Learn more about that ongoing dialogue here.

We owe to every student in our community our best effort to create a welcoming and safe environment in which they can learn and build a foundation of success for themselves and for their families. 

To do this, we must address these issues systemically by including cultural awareness in our curriculum; having more open conversations about uncomfortable topics; and ensuring diversity in our search committees and our hiring. We need more inclusive and gracious language in our discourse, more training to identify our own biases and learn appropriate mechanisms to overcome them, and more determined acts of inclusion in our residence halls, organizations, classrooms, laboratories, and offices. 
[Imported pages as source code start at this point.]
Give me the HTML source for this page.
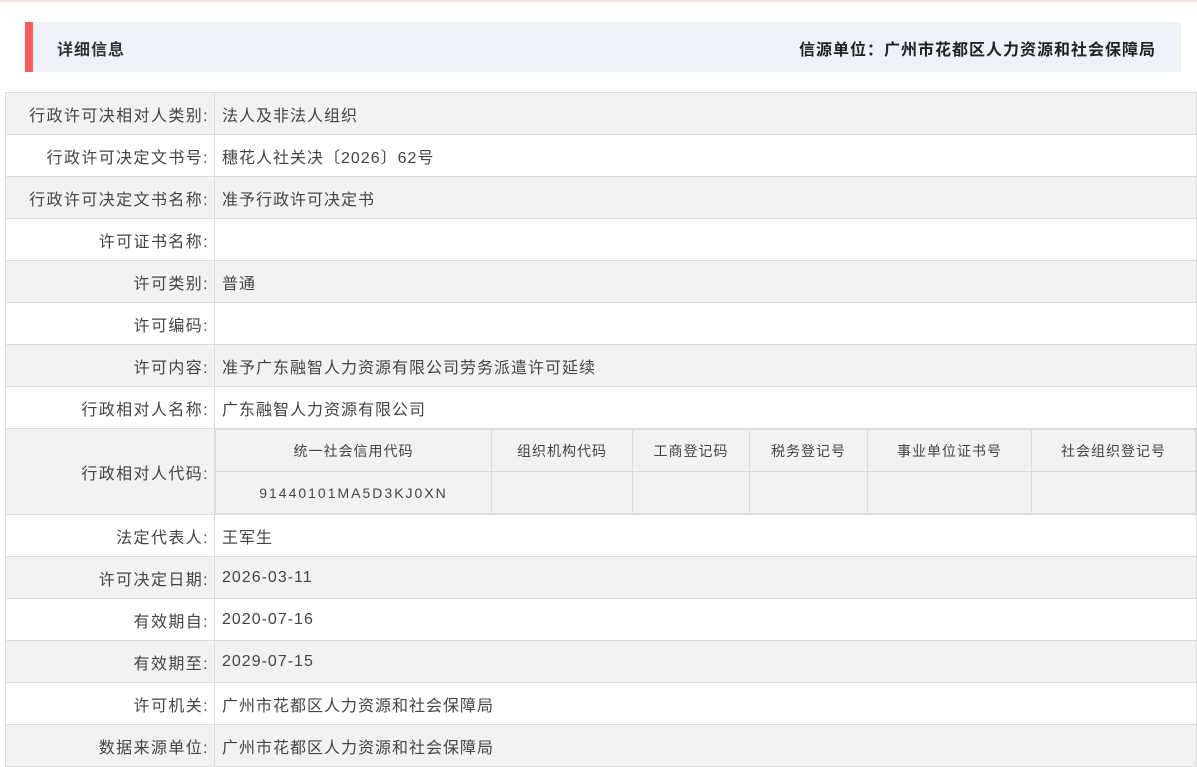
<!DOCTYPE html>
<html><head><meta charset="utf-8"><style>
*{margin:0;padding:0;box-sizing:border-box}
body{width:1197px;height:767px;background:#fff;font-family:"Liberation Sans","Noto Sans CJK SC",sans-serif;color:#333;position:relative;overflow:hidden}
.top{position:absolute;left:0;top:0;width:1197px;height:2px;background:#f3e2dc}
.hdr{position:absolute;left:25px;top:22px;width:1156px;height:50px;background:#edf2f9;border-left:8px solid #f65e5e}
.hdr .l{position:absolute;left:24px;top:14px;font-size:16px;font-weight:bold;color:#333;letter-spacing:1px}
.hdr .r{position:absolute;right:25px;top:14px;font-size:16px;font-weight:bold;color:#222;letter-spacing:1px}
table.m{position:absolute;left:5px;top:92px;width:1192px;border-collapse:collapse;font-size:16px}
table.m td{border:1px solid #dcdcdc;height:42px;padding:0 7px;color:#444;letter-spacing:1px}
table.m td.k{width:209px;text-align:right;padding-right:5px;letter-spacing:1.4px}
table.m tr.g td{background:#f2f2f2}
table.i{width:100%;border-collapse:collapse;font-size:14px}
table.i td{border:1px solid #dcdcdc;height:42px;text-align:center;background:#f2f2f2;padding:0;letter-spacing:1px}
td.c{padding:0!important}
</style></head><body>
<div class="top"></div>
<div class="hdr"><span class="l">详细信息</span><span class="r">信源单位：广州市花都区人力资源和社会保障局</span></div>
<table class="m">
<tr class="g"><td class="k">行政许可决相对人类别:</td><td>法人及非法人组织</td></tr>
<tr><td class="k">行政许可决定文书号:</td><td>穗花人社关决〔2026〕62号</td></tr>
<tr class="g"><td class="k">行政许可决定文书名称:</td><td>准予行政许可决定书</td></tr>
<tr><td class="k">许可证书名称:</td><td></td></tr>
<tr class="g"><td class="k">许可类别:</td><td>普通</td></tr>
<tr><td class="k">许可编码:</td><td></td></tr>
<tr class="g"><td class="k">许可内容:</td><td>准予广东融智人力资源有限公司劳务派遣许可延续</td></tr>
<tr><td class="k">行政相对人名称:</td><td>广东融智人力资源有限公司</td></tr>
<tr class="g"><td class="k" style="height:86px">行政相对人代码:</td><td class="c">
<table class="i">
<tr><td style="width:276px">统一社会信用代码</td><td style="width:141px">组织机构代码</td><td style="width:117px">工商登记码</td><td style="width:118px">税务登记号</td><td style="width:164px">事业单位证书号</td><td>社会组织登记号</td></tr>
<tr><td style="letter-spacing:2px">91440101MA5D3KJ0XN</td><td></td><td></td><td></td><td></td><td></td></tr>
</table></td></tr>
<tr><td class="k">法定代表人:</td><td>王军生</td></tr>
<tr class="g"><td class="k">许可决定日期:</td><td>2026-03-11</td></tr>
<tr><td class="k">有效期自:</td><td>2020-07-16</td></tr>
<tr class="g"><td class="k">有效期至:</td><td>2029-07-15</td></tr>
<tr><td class="k">许可机关:</td><td>广州市花都区人力资源和社会保障局</td></tr>
<tr class="g"><td class="k">数据来源单位:</td><td>广州市花都区人力资源和社会保障局</td></tr>
</table>
</body></html>
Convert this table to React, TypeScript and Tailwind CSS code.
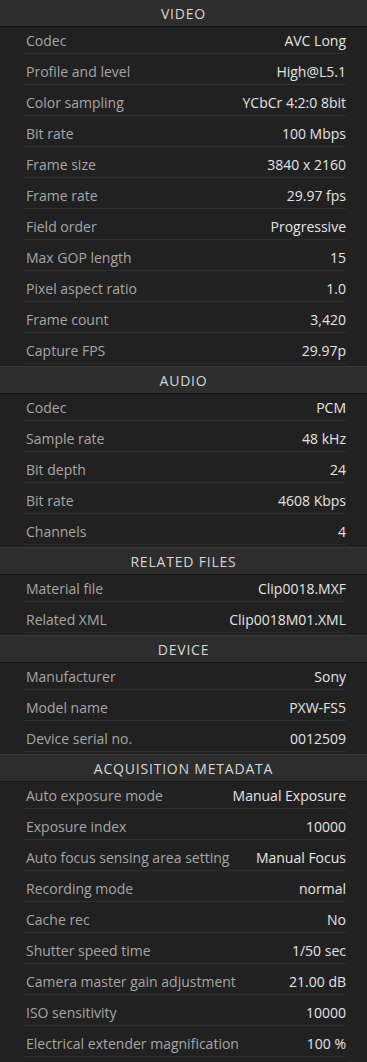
import React from "react";

type Row = [string, string];

const SECTIONS: { title: string; rows: Row[] }[] = [
  {
    title: "VIDEO",
    rows: [
      ["Codec", "AVC Long"],
      ["Profile and level", "High@L5.1"],
      ["Color sampling", "YCbCr 4:2:0 8bit"],
      ["Bit rate", "100 Mbps"],
      ["Frame size", "3840 x 2160"],
      ["Frame rate", "29.97 fps"],
      ["Field order", "Progressive"],
      ["Max GOP length", "15"],
      ["Pixel aspect ratio", "1.0"],
      ["Frame count", "3,420"],
      ["Capture FPS", "29.97p"],
    ],
  },
  {
    title: "AUDIO",
    rows: [
      ["Codec", "PCM"],
      ["Sample rate", "48 kHz"],
      ["Bit depth", "24"],
      ["Bit rate", "4608 Kbps"],
      ["Channels", "4"],
    ],
  },
  {
    title: "RELATED FILES",
    rows: [
      ["Material file", "Clip0018.MXF"],
      ["Related XML", "Clip0018M01.XML"],
    ],
  },
  {
    title: "DEVICE",
    rows: [
      ["Manufacturer", "Sony"],
      ["Model name", "PXW-FS5"],
      ["Device serial no.", "0012509"],
    ],
  },
  {
    title: "ACQUISITION METADATA",
    rows: [
      ["Auto exposure mode", "Manual Exposure"],
      ["Exposure index", "10000"],
      ["Auto focus sensing area setting", "Manual Focus"],
      ["Recording mode", "normal"],
      ["Cache rec", "No"],
      ["Shutter speed time", "1/50 sec"],
      ["Camera master gain adjustment", "21.00 dB"],
      ["ISO sensitivity", "10000"],
      ["Electrical extender magnification", "100 %"],
    ],
  },
];

const Section: React.FC<{ title: string; rows: Row[]; first: boolean }> = ({ title, rows, first }) => (
  <div className={first ? "" : "mt-[2px]"}>
    <div
      className={`flex h-[27px] items-center justify-center border-b border-[#131313] bg-[#2d2d2d] text-[14px] tracking-[0.8px] text-[#d6d6d6] ${
        first ? "" : "h-[28px] border-t border-t-[#3b3b3b]"
      }`}
    >
      {title}
    </div>
    <div className="flex flex-col gap-[4px]">
      {rows.map(([label, value], i) => (
        <div
          key={i}
          className="ml-[24px] mr-[21px] flex h-[27px] items-center justify-between border-b border-[#2e2e2e] pl-[2px] text-[14px]"
        >
          <span className="text-[#a6a6a6]">{label}</span>
          <span className="text-[#e4e4e4]">{value}</span>
        </div>
      ))}
    </div>
  </div>
);

export default function App() {
  return (
    <div
      className="min-h-[1062px] w-[367px] bg-[#212121]"
      style={{ fontFamily: '"Open Sans", "Noto Sans", sans-serif' }}
    >
      {SECTIONS.map((s, i) => (
        <Section key={s.title} title={s.title} rows={s.rows} first={i === 0} />
      ))}
    </div>
  );
}
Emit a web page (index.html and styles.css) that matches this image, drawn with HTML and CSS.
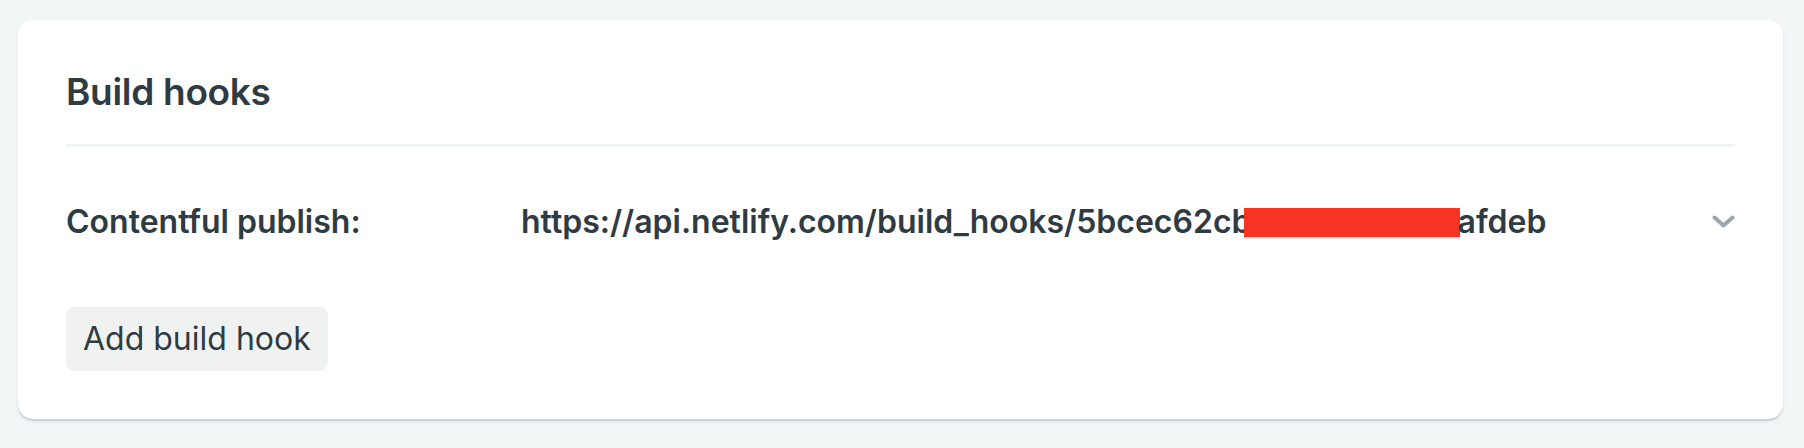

We need to cultivate more willingness to accept responsibility for the safety and well-being of one another, and to foster more compassion for one another—even as we remain true to our calling as an institution willing to challenge each other intellectually, to debate, and to ensure discourse that deepens understanding and knowledge. 

We need to consciously act together knowing that we only move forward as a community when the well-being of all members of our UK family can be ensured. This is to be contemplative space. Our hope is that people will come for interpretation and discussion at different times. 

We are taking another step in that direction -- another of many to come.